* START MATERIAL FOR THIS TASK *

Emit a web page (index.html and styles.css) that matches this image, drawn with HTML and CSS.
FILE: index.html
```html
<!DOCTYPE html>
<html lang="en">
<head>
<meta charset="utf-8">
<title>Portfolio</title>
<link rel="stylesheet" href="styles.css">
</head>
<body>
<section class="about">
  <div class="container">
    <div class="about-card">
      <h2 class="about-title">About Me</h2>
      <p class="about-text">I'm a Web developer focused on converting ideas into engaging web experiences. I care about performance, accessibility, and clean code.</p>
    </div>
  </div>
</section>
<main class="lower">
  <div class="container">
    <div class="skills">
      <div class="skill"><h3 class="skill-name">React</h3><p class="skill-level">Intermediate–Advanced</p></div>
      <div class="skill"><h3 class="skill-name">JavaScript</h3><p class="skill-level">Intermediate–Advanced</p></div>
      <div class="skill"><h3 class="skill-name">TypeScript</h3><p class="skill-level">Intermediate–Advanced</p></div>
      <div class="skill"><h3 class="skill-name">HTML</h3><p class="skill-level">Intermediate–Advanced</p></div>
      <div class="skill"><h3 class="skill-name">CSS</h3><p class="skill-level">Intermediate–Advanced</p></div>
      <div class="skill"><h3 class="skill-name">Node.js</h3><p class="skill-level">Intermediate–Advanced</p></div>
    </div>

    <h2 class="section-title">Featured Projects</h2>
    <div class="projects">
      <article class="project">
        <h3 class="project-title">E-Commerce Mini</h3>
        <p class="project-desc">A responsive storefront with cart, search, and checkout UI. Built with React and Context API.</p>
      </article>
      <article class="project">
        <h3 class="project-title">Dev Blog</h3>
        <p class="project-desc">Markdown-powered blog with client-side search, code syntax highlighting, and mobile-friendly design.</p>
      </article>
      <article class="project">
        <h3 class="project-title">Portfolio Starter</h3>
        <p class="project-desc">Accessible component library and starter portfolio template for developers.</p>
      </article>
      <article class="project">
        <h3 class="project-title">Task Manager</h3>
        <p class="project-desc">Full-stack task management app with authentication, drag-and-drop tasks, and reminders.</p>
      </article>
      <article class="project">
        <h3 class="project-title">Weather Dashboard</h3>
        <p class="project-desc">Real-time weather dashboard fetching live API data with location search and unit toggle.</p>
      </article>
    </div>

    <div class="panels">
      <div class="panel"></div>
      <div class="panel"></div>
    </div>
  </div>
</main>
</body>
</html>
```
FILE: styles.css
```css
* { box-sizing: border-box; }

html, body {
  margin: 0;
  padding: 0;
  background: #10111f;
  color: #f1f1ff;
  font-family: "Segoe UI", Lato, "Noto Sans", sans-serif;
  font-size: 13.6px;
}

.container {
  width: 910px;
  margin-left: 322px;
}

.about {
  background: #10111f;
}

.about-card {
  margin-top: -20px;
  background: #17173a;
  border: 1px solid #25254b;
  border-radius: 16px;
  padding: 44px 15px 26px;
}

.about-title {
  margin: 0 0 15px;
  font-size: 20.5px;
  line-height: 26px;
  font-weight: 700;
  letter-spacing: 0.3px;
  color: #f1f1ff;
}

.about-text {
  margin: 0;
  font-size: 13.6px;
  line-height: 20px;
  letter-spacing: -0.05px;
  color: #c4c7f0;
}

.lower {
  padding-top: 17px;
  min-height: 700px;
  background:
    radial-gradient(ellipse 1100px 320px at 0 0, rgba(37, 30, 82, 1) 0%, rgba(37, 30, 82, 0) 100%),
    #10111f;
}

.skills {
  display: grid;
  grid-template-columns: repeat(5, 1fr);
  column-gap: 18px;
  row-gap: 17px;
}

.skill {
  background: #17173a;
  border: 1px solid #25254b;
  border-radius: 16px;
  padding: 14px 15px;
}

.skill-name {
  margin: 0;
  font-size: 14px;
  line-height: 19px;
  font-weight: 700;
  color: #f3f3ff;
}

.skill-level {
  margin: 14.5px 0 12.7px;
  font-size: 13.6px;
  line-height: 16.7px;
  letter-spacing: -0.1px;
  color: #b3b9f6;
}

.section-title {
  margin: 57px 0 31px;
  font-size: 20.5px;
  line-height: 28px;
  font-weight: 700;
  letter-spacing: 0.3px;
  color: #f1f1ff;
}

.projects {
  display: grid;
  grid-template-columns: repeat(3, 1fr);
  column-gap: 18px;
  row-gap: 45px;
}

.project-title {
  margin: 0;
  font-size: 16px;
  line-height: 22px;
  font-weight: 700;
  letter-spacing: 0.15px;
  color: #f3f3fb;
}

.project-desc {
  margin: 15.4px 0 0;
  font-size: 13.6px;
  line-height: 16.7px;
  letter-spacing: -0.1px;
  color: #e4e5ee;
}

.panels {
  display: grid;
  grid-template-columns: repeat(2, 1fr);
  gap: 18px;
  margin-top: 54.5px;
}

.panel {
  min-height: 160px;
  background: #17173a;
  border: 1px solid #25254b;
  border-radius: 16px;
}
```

* END MATERIAL FOR THIS TASK *
* START MATERIAL FOR THIS TASK *

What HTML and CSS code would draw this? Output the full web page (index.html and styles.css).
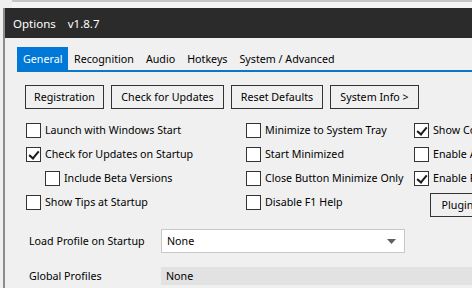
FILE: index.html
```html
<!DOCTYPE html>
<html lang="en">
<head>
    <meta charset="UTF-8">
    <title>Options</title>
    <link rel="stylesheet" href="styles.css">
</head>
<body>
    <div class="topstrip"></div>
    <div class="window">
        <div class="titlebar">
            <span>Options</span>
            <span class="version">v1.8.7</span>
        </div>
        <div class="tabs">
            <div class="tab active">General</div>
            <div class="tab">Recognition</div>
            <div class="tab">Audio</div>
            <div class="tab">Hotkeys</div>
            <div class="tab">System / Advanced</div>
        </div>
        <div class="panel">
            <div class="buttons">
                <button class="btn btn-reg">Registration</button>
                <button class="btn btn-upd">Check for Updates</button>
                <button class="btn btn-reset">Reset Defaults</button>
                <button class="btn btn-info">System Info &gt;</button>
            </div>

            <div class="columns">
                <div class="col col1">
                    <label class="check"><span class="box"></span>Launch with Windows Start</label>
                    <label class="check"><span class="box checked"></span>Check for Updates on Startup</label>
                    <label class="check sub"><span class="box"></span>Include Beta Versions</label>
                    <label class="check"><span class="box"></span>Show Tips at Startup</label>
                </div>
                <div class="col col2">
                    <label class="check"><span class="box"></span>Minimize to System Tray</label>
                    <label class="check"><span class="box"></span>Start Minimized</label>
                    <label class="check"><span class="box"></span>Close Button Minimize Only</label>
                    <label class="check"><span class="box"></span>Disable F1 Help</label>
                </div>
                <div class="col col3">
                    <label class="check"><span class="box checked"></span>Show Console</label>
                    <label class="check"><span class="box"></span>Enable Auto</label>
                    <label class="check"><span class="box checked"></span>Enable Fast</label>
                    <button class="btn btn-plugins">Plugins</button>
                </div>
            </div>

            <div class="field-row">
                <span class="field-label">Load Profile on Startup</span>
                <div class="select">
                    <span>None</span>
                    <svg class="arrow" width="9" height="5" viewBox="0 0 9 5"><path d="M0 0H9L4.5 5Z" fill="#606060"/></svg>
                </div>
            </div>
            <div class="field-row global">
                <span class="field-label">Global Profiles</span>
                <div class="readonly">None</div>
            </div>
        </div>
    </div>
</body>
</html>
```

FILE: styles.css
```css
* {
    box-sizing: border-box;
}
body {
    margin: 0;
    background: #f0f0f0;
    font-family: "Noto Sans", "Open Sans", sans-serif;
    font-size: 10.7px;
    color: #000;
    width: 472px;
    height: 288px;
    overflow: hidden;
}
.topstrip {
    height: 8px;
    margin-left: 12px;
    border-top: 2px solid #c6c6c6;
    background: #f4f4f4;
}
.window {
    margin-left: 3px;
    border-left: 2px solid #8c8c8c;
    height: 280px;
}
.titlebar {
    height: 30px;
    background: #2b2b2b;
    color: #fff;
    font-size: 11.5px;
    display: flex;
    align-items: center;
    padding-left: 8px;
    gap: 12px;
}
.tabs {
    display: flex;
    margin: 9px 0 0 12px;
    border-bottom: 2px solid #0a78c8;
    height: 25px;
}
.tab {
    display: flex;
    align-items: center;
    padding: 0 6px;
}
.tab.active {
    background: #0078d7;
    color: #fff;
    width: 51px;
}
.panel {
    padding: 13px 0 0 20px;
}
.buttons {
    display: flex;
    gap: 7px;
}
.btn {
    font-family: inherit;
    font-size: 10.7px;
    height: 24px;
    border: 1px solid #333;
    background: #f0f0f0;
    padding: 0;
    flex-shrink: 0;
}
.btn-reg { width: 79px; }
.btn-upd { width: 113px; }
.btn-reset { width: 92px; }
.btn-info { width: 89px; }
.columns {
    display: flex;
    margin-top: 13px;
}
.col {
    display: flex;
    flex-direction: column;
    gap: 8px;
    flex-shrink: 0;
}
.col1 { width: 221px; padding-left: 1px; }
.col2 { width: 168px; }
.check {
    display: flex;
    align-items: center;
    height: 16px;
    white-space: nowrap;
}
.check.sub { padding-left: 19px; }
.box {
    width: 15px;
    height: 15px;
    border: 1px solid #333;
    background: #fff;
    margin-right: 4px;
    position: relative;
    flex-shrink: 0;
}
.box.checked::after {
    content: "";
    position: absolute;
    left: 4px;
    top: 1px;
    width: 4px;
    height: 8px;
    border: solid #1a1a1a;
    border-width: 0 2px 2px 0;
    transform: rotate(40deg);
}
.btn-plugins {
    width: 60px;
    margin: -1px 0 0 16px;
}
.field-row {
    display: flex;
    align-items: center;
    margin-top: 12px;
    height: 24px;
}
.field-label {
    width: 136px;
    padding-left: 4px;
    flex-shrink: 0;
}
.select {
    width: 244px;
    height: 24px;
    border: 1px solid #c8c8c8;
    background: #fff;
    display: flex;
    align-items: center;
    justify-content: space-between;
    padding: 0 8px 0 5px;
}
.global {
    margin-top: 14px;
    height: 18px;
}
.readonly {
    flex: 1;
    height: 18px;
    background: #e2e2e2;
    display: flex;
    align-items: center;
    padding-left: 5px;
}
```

* END MATERIAL FOR THIS TASK *

Say how many lines above hold the word "page", giving only the count.

◆ **SOLVED EXERCISE**:
2